Now I increased the no of elements to 65536 words (65536 * 4 = 262144 bytes) to perform a 2D transfer (max possible size per descriptor per trigger ). Now, the formula is 13 + 65536 * 3 = 196621 cycles. Theoretically , this would give us a data rate of (100 * 10 ^ 6 * 262144)/196621= 133.32 MBps.
I did the same test using PSoC 6 to transfer 65536 words to perform 2D transfer. I got around 262177 cycles for this transfer. This would give us (100 * 10^6) * 262144/262177 = 99.98 MBps.
For the factors affecting the wait states, please read the DMA performance section in the architecture TRM. This is explained in detail.
thank you for the clarification. Perhaps, it would be better instead of "word" to use DWORD or uint32 to avoid confusion. As you see, your measurement has shown that RAM to RAM transfer of uint32 needs 4 clocks and not 3 how this is written in TRM. In any case, 3 or 4 clocks are close values and this does not make principle difference in most cases.
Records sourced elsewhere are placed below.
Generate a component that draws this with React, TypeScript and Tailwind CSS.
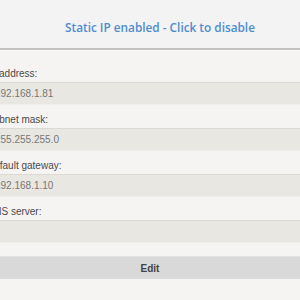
import React from "react";

const fields = [
  { label: "IP address:", value: "192.168.1.81" },
  { label: "Subnet mask:", value: "255.255.255.0" },
  { label: "Default gateway:", value: "192.168.1.10" },
  { label: "DNS server:", value: "" },
];

export default function App() {
  return (
    <div className="w-[300px] h-[300px] overflow-hidden bg-[#f6f3f3] font-['Liberation_Sans',sans-serif]">
      <div className="h-[48px] bg-[#f4f3f3] flex items-center pl-[65px] pt-[7px]">
        <span className="text-[11.8px] font-semibold text-[#4d8dcf] font-['Open_Sans',sans-serif] whitespace-nowrap">
          Static IP enabled - Click to disable
        </span>
      </div>
      <div className="h-[2px] bg-[#c4c0c0]" />
      <div className="h-[1px] bg-[#fbfafa]" />
      <div className="flex flex-col pt-[15px] -ml-[13px] w-[330px]">
        {fields.map((f) => (
          <div key={f.label} className="flex flex-col">
            <div className="h-[16px] text-[10px] leading-[16px] text-[#4a4a4a] whitespace-nowrap">{f.label}</div>
            <div className="h-[23px] bg-[#e9e7e1] border-t border-[#dcd9d3] border-b border-b-[#f0eeea] pl-[8px] text-[10px] leading-[21px] text-[#777] whitespace-nowrap">
              {f.value}
            </div>
            <div className="h-[7px]" />
          </div>
        ))}
      </div>
      <div className="mt-[6px] h-[23px] bg-[#d9d9d9] border-t border-[#e2e2e2] flex items-center justify-center">
        <span className="text-[10px] font-bold text-[#444]">Edit</span>
      </div>
    </div>
  );
}
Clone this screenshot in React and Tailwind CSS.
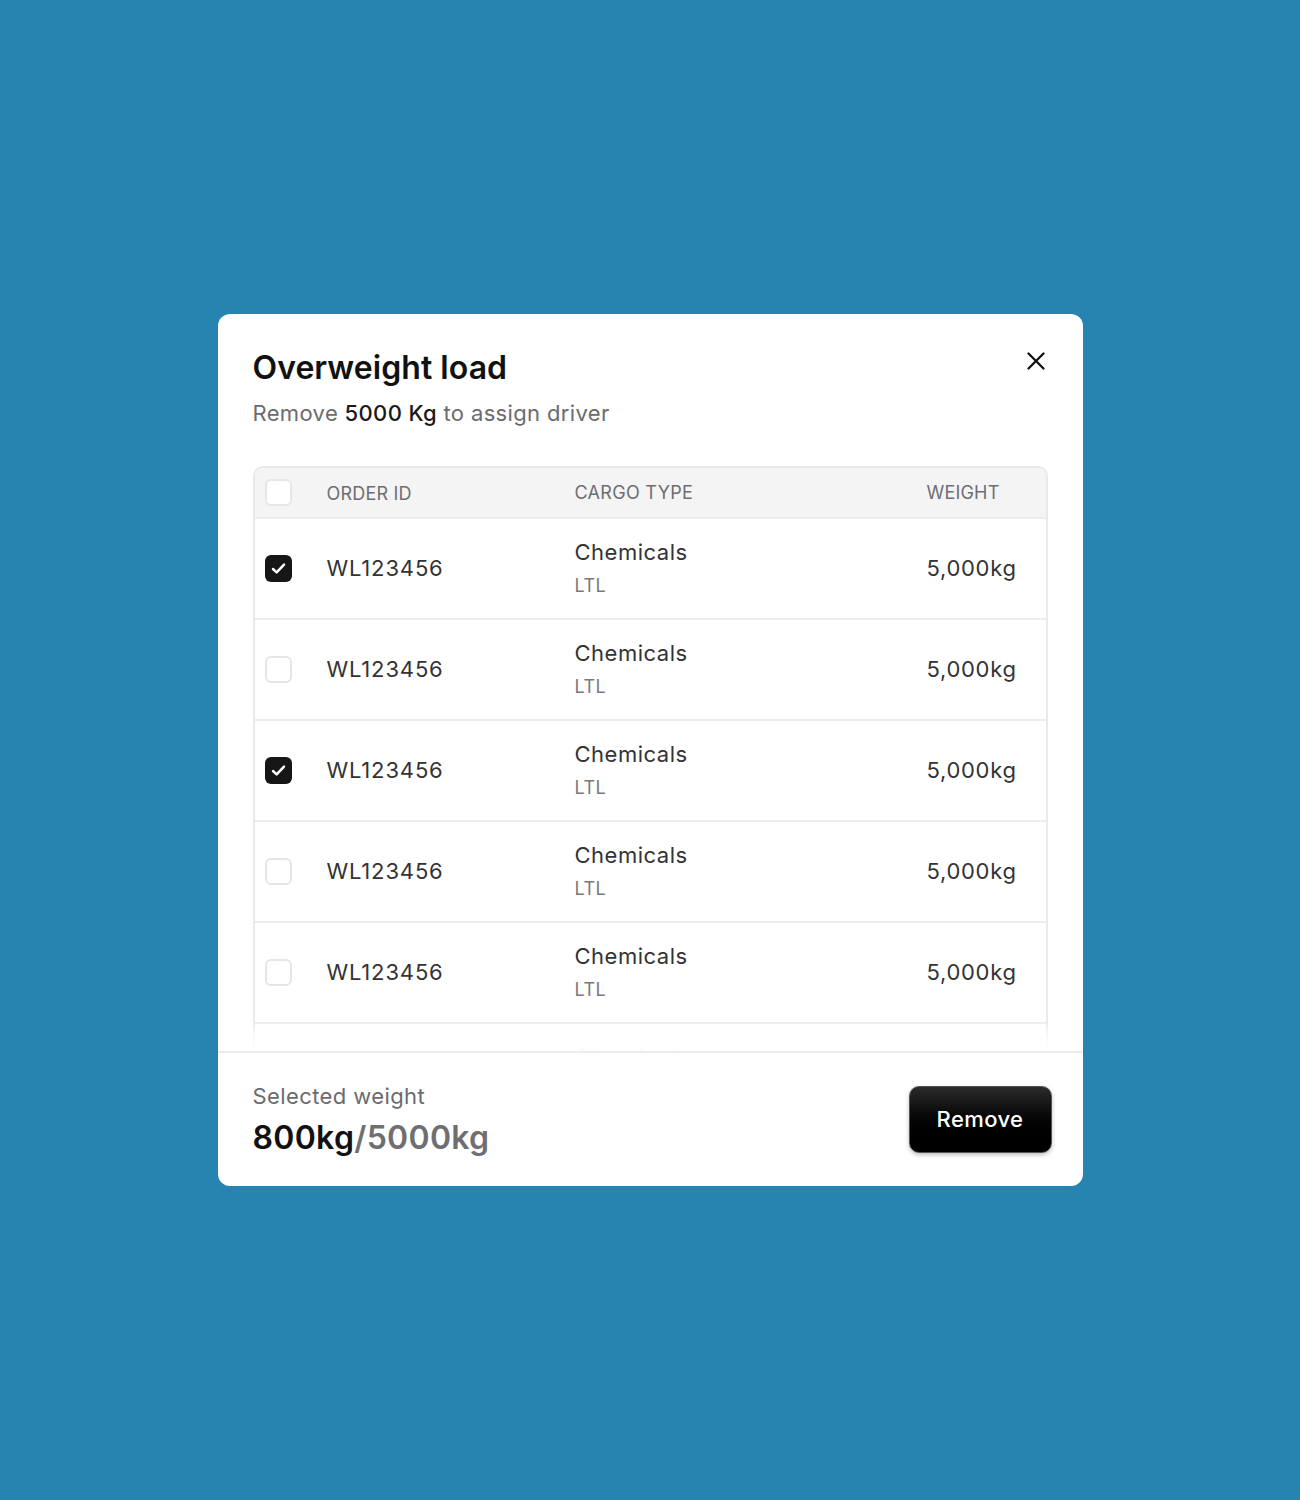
import React from "react";

const rows = [true, false, true, false, false, false];

function Check({ checked }) {
  if (checked) {
    return (
      <div className="w-[27px] h-[27px] rounded-[6px] bg-[#161616] flex items-center justify-center">
        <svg width="21" height="21" viewBox="0 0 16 16" fill="none">
          <path d="M3.8 8.4 L6.6 11.0 L12.2 5.1" stroke="white" strokeWidth="1.9" strokeLinecap="round" strokeLinejoin="round" />
        </svg>
      </div>
    );
  }
  return <div className="w-[27px] h-[27px] rounded-[6px] border-2 border-[#e6e6e8] bg-white" />;
}

export default function App() {
  return (
    <div
      className="w-[1300px] h-[1500px] bg-[#2783b0] flex items-start justify-center pt-[314px]"
      style={{ fontFamily: "Inter, 'Noto Sans', sans-serif" }}
    >
      <div className="relative w-[865px] h-[872px] bg-white rounded-[12px] flex flex-col overflow-hidden">
        <div className="absolute top-[38px] right-[38px] w-[18px] h-[18px]">
          <svg width="18" height="18" viewBox="0 0 18 18" fill="none">
            <path d="M1.5 1.5 L16.5 16.5 M16.5 1.5 L1.5 16.5" stroke="#111" strokeWidth="2.3" strokeLinecap="round" />
          </svg>
        </div>

        <div className="px-[35px] pt-[34px]">
          <h1 className="text-[32px] leading-[40px] font-semibold text-[#111111] tracking-[0.05px]">Overweight load</h1>
          <p className="mt-[10px] text-[22px] leading-[30px] text-[#6b6b6e] tracking-[0.35px]">
            Remove <span className="font-medium text-[#1a1a1a]">5000 Kg</span> to assign driver
          </p>
        </div>

        <div className="relative mt-[38px] px-[35px] h-[585px] overflow-hidden">
          <div className="border-2 border-[#e9e9eb] rounded-t-[10px] w-[795px]">
            <div className="grid grid-cols-[72px_248px_352px_1fr] items-center h-[49px] bg-[#f4f4f5] rounded-t-[8px]">
              <div className="pl-[10px]"><Check checked={false} /></div>
              <div className="text-[18px] text-[#6e6e72] pt-[2px] tracking-[0.2px]">ORDER ID</div>
              <div className="text-[18px] text-[#6e6e72] tracking-[0.3px]">CARGO TYPE</div>
              <div className="text-[18px] text-[#6e6e72] tracking-[0.2px]">WEIGHT</div>
            </div>
            {rows.map((c, i) => (
              <div key={i} className="grid grid-cols-[72px_248px_352px_1fr] items-center h-[101px] border-t-2 border-[#ececee]">
                <div className="pl-[10px]"><Check checked={c} /></div>
                <div className="text-[22px] text-[#333336] tracking-[0.85px]">WL123456</div>
                <div className="flex flex-col pb-[2px]">
                  <span className="text-[22px] leading-[30px] text-[#333336] tracking-[0.5px]">Chemicals</span>
                  <span className="text-[18px] leading-[26px] mt-[6px] text-[#79797c] tracking-[0.5px]">LTL</span>
                </div>
                <div className="text-[22px] text-[#333336] tracking-[0.7px]">5,000kg</div>
              </div>
            ))}
          </div>
          <div className="absolute left-0 right-0 bottom-0 h-[30px] bg-gradient-to-b from-white/0 via-white/70 to-white" />
        </div>

        <div className="flex-1 border-t-2 border-[#ececee] flex items-center justify-between pl-[35px] pr-[31px]">
          <div className="flex flex-col">
            <span className="text-[22px] leading-[30px] text-[#6b6b6e] tracking-[0.4px]">Selected weight</span>
            <span className="mt-[7px] text-[32px] leading-[40px] font-semibold text-[#111111] tracking-[0.3px]">
              800kg<span className="text-[#6f6f73]">/5000kg</span>
            </span>
          </div>
          <button className="w-[143px] h-[67px] rounded-[10px] bg-gradient-to-b from-[#2b2b2b] via-[#050505] to-black border border-[#555] shadow-[0_2px_4px_rgba(0,0,0,0.25)] text-white text-[22px] font-medium tracking-[0.4px]">
            Remove
          </button>
        </div>
      </div>
    </div>
  );
}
Much more unpleasant is that Octal SPI DMAC transfer needs 12-13 clocks instead of expected 3-4. For other periphery such delays are not essential, but Octal SPI is the single interface that is nice for FPGA attachment. Thus, here high data rate is desired. Did you ever measure Octal SPI DMA data rates?
With best regards, Alexei
I found a solution to get it to about 7.8 uS for 256 Words(32Bit). I set the Priority of the DMA0 to the Highest with the Following Command:
"Cy_Prot_ConfigBusMaster(CPUSS_MS_ID_DW0, false, true, 0);"
Unfortunately the Priority is not a Parameter in the API, but is set to the higest by this function.
You can use the register PROT_SMPU_MSx_CTL[PRIO] register (x = 0 ,1, 2..) to set the priority levels of each of the bus master. Refer PSoC 6 register TRM for details on this register.
Refer device config header file (\Generated_Source\PSoC6\pdl\devices\psoc6\include\psoc6_01_config.h) for the master IDs to set appropriate priority level for each master.